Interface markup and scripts
++++++

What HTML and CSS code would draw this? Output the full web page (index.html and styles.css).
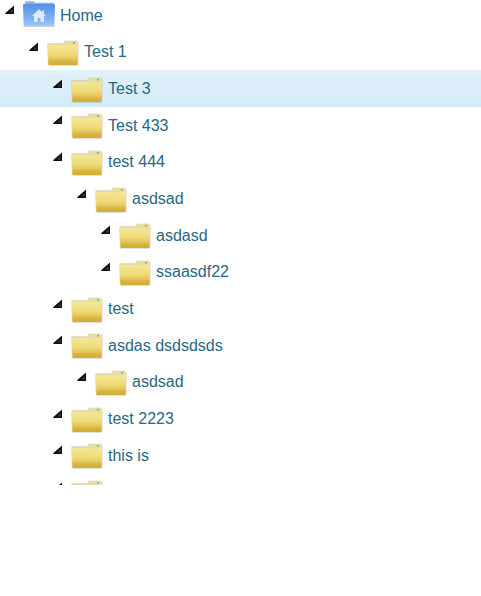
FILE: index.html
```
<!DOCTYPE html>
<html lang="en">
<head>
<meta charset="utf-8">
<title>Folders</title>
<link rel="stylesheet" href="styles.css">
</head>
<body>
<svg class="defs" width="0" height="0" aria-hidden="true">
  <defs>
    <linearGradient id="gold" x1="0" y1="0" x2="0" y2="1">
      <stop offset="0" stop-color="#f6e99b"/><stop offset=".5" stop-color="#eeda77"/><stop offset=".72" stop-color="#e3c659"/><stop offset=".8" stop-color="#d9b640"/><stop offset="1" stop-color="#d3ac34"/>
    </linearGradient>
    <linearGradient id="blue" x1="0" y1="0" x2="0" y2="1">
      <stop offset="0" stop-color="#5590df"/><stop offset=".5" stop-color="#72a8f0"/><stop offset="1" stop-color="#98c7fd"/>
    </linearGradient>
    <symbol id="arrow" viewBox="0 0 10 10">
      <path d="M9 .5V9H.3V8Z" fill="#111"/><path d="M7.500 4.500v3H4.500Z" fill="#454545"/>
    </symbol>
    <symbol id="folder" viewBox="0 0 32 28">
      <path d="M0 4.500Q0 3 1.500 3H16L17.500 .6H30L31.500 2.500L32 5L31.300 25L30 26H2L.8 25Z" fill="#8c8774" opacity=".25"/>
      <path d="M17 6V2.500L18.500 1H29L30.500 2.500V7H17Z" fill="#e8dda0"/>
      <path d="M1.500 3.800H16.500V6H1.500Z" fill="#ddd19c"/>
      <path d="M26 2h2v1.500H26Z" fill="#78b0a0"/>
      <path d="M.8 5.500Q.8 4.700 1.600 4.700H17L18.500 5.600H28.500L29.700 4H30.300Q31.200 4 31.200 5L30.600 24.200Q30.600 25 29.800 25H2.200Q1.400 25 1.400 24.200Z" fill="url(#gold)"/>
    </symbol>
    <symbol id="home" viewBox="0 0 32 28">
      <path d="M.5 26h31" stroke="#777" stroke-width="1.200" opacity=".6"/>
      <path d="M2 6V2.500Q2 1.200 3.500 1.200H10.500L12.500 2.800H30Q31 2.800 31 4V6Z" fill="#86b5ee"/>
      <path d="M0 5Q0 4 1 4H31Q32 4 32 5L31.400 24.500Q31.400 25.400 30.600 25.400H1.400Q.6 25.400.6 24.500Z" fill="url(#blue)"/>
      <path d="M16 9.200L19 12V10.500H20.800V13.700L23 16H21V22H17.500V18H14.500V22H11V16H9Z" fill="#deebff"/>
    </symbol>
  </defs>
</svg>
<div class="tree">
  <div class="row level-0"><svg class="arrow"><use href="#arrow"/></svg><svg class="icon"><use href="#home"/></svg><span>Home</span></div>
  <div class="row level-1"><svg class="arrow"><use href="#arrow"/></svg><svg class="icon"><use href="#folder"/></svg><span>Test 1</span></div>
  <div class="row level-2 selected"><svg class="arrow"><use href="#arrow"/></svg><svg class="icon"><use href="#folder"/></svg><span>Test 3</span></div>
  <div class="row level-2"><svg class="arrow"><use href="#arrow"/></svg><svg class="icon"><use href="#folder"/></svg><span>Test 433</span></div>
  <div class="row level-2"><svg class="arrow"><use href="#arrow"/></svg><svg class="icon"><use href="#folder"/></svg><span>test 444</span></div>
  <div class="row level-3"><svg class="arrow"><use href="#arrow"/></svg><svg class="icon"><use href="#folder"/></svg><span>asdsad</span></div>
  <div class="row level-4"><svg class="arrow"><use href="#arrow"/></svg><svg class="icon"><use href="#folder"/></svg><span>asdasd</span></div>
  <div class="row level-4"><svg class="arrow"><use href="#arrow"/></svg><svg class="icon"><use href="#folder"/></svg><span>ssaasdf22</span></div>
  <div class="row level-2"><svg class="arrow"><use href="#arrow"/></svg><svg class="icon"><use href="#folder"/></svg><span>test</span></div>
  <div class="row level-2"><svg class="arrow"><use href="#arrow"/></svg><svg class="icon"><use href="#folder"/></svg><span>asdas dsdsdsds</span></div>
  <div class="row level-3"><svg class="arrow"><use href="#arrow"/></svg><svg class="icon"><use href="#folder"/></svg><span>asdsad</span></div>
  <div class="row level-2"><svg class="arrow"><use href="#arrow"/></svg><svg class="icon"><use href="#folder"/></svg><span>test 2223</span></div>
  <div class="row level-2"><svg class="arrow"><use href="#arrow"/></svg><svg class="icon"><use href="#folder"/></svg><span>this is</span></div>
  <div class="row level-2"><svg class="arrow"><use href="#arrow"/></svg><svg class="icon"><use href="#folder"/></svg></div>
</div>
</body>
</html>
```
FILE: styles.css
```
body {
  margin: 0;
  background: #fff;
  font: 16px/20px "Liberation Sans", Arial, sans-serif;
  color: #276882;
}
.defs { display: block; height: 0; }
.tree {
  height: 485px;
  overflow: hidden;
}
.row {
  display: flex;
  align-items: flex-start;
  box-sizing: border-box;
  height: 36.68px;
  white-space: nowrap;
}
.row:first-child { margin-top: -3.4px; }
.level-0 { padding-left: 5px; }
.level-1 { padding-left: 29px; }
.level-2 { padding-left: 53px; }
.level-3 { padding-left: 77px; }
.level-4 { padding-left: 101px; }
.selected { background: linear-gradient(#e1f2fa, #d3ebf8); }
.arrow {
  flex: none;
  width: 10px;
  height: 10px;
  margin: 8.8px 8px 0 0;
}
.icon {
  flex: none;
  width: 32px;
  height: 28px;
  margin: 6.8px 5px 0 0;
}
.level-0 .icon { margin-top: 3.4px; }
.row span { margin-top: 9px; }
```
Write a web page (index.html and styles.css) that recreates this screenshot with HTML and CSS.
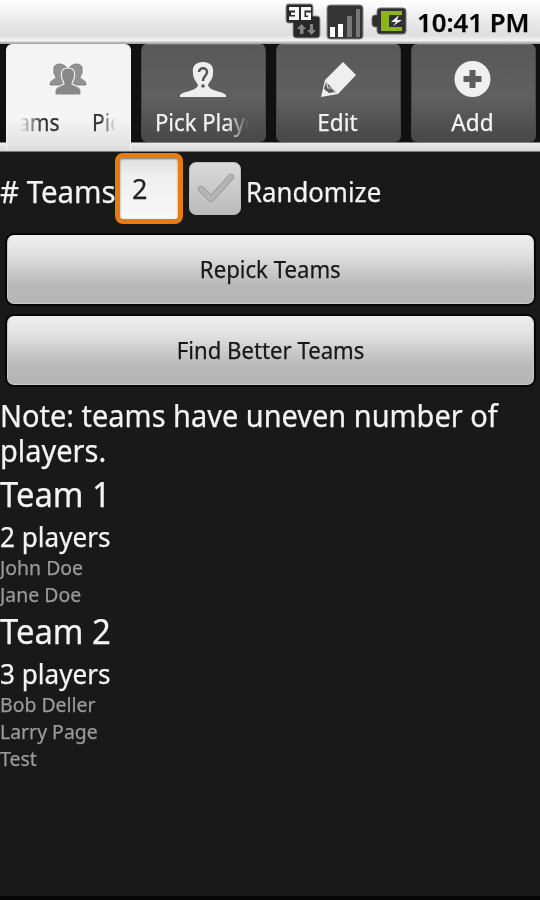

++++++

• [WRITTEN PROBLEM] Give an exact copy of the material, leaving out every picture.

• [ANSWER FOR THIS EXERCISE]
What HTML and CSS code would draw this? Output the full web page (index.html and styles.css).
FILE: index.html
```
<!DOCTYPE html>
<html lang="en">
<head>
<meta charset="utf-8">
<title>Folders</title>
<link rel="stylesheet" href="styles.css">
</head>
<body>
<svg class="defs" width="0" height="0" aria-hidden="true">
  <defs>
    <linearGradient id="gold" x1="0" y1="0" x2="0" y2="1">
      <stop offset="0" stop-color="#f6e99b"/><stop offset=".5" stop-color="#eeda77"/><stop offset=".72" stop-color="#e3c659"/><stop offset=".8" stop-color="#d9b640"/><stop offset="1" stop-color="#d3ac34"/>
    </linearGradient>
    <linearGradient id="blue" x1="0" y1="0" x2="0" y2="1">
      <stop offset="0" stop-color="#5590df"/><stop offset=".5" stop-color="#72a8f0"/><stop offset="1" stop-color="#98c7fd"/>
    </linearGradient>
    <symbol id="arrow" viewBox="0 0 10 10">
      <path d="M9 .5V9H.3V8Z" fill="#111"/><path d="M7.500 4.500v3H4.500Z" fill="#454545"/>
    </symbol>
    <symbol id="folder" viewBox="0 0 32 28">
      <path d="M0 4.500Q0 3 1.500 3H16L17.500 .6H30L31.500 2.500L32 5L31.300 25L30 26H2L.8 25Z" fill="#8c8774" opacity=".25"/>
      <path d="M17 6V2.500L18.500 1H29L30.500 2.500V7H17Z" fill="#e8dda0"/>
      <path d="M1.500 3.800H16.500V6H1.500Z" fill="#ddd19c"/>
      <path d="M26 2h2v1.500H26Z" fill="#78b0a0"/>
      <path d="M.8 5.500Q.8 4.700 1.600 4.700H17L18.500 5.600H28.500L29.700 4H30.300Q31.200 4 31.200 5L30.600 24.200Q30.600 25 29.800 25H2.200Q1.400 25 1.400 24.200Z" fill="url(#gold)"/>
    </symbol>
    <symbol id="home" viewBox="0 0 32 28">
      <path d="M.5 26h31" stroke="#777" stroke-width="1.200" opacity=".6"/>
      <path d="M2 6V2.500Q2 1.200 3.500 1.200H10.500L12.500 2.800H30Q31 2.800 31 4V6Z" fill="#86b5ee"/>
      <path d="M0 5Q0 4 1 4H31Q32 4 32 5L31.400 24.500Q31.400 25.400 30.600 25.400H1.400Q.6 25.400.6 24.500Z" fill="url(#blue)"/>
      <path d="M16 9.200L19 12V10.500H20.800V13.700L23 16H21V22H17.500V18H14.500V22H11V16H9Z" fill="#deebff"/>
    </symbol>
  </defs>
</svg>
<div class="tree">
  <div class="row level-0"><svg class="arrow"><use href="#arrow"/></svg><svg class="icon"><use href="#home"/></svg><span>Home</span></div>
  <div class="row level-1"><svg class="arrow"><use href="#arrow"/></svg><svg class="icon"><use href="#folder"/></svg><span>Test 1</span></div>
  <div class="row level-2 selected"><svg class="arrow"><use href="#arrow"/></svg><svg class="icon"><use href="#folder"/></svg><span>Test 3</span></div>
  <div class="row level-2"><svg class="arrow"><use href="#arrow"/></svg><svg class="icon"><use href="#folder"/></svg><span>Test 433</span></div>
  <div class="row level-2"><svg class="arrow"><use href="#arrow"/></svg><svg class="icon"><use href="#folder"/></svg><span>test 444</span></div>
  <div class="row level-3"><svg class="arrow"><use href="#arrow"/></svg><svg class="icon"><use href="#folder"/></svg><span>asdsad</span></div>
  <div class="row level-4"><svg class="arrow"><use href="#arrow"/></svg><svg class="icon"><use href="#folder"/></svg><span>asdasd</span></div>
  <div class="row level-4"><svg class="arrow"><use href="#arrow"/></svg><svg class="icon"><use href="#folder"/></svg><span>ssaasdf22</span></div>
  <div class="row level-2"><svg class="arrow"><use href="#arrow"/></svg><svg class="icon"><use href="#folder"/></svg><span>test</span></div>
  <div class="row level-2"><svg class="arrow"><use href="#arrow"/></svg><svg class="icon"><use href="#folder"/></svg><span>asdas dsdsdsds</span></div>
  <div class="row level-3"><svg class="arrow"><use href="#arrow"/></svg><svg class="icon"><use href="#folder"/></svg><span>asdsad</span></div>
  <div class="row level-2"><svg class="arrow"><use href="#arrow"/></svg><svg class="icon"><use href="#folder"/></svg><span>test 2223</span></div>
  <div class="row level-2"><svg class="arrow"><use href="#arrow"/></svg><svg class="icon"><use href="#folder"/></svg><span>this is</span></div>
  <div class="row level-2"><svg class="arrow"><use href="#arrow"/></svg><svg class="icon"><use href="#folder"/></svg></div>
</div>
</body>
</html>
```
FILE: styles.css
```
body {
  margin: 0;
  background: #fff;
  font: 16px/20px "Liberation Sans", Arial, sans-serif;
  color: #276882;
}
.defs { display: block; height: 0; }
.tree {
  height: 485px;
  overflow: hidden;
}
.row {
  display: flex;
  align-items: flex-start;
  box-sizing: border-box;
  height: 36.68px;
  white-space: nowrap;
}
.row:first-child { margin-top: -3.4px; }
.level-0 { padding-left: 5px; }
.level-1 { padding-left: 29px; }
.level-2 { padding-left: 53px; }
.level-3 { padding-left: 77px; }
.level-4 { padding-left: 101px; }
.selected { background: linear-gradient(#e1f2fa, #d3ebf8); }
.arrow {
  flex: none;
  width: 10px;
  height: 10px;
  margin: 8.8px 8px 0 0;
}
.icon {
  flex: none;
  width: 32px;
  height: 28px;
  margin: 6.8px 5px 0 0;
}
.level-0 .icon { margin-top: 3.4px; }
.row span { margin-top: 9px; }
```
Write a web page (index.html and styles.css) that recreates this screenshot with HTML and CSS.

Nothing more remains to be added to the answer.